Perhaps most striking is the positioning of the film’s female characters. The 1972 version saw them as ornamental, existing to supplement the extravagance of their male counterparts. In Lutz’s version, they play a pivotal role, often navigating the direction of the plot and delivery of crucial subtext. Priest’s two partners, the poised Georgina (Lex Scott Davis) and spunky Cynthia (Andrea Londo), are the backbone to Priest’s business, while the kingpin of a Mexican drug cartel is a no-nonsense grandmother who calls all the shots.

“All the female characters that pop up in the movie are all strong, intelligent bosses; complicated and in charge of whatever situation,” says Lutz. “Lead female characters need to be just as strong and awesome as the hero. You know heroes hang together, birds of a feather flock together.”

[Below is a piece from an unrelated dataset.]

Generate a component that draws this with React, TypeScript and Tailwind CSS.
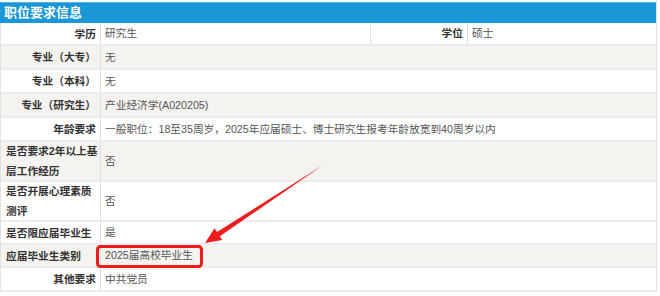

With Lutz’s signature eye for subtle vibrancy, Superfly is a Hennessy-soaked action flick where grindhouse and martial arts meets the glitz that has defined the social perception of the Atlanta rap scene. At its core, Superfly advocates for a bootstrap-hoisting, universal viability of the American dream, where anyone can take the reins and redirect the course of their own future.

“I recognized how American [the film] is,” Lutz says. “I was pushing for that. Being Canadian you recognize that in a way that you want to double down on what this is.”

While the original film was met with push-back from the NAACP for its negative portrayal of black characters on screen, Lutz selects to emphasize an alternative social history in his remake.

“I think the original Superfly was a cathartic movie for the community, which is why people loved it so much, when those dirty cops got their comeuppance,” he says. “In Superfly, they got to have a moment where we won, where we had the upper hand, even if it was just a fantasy. That’s why you go to the movies, to live in that fantasy for a second and then back out to the world.”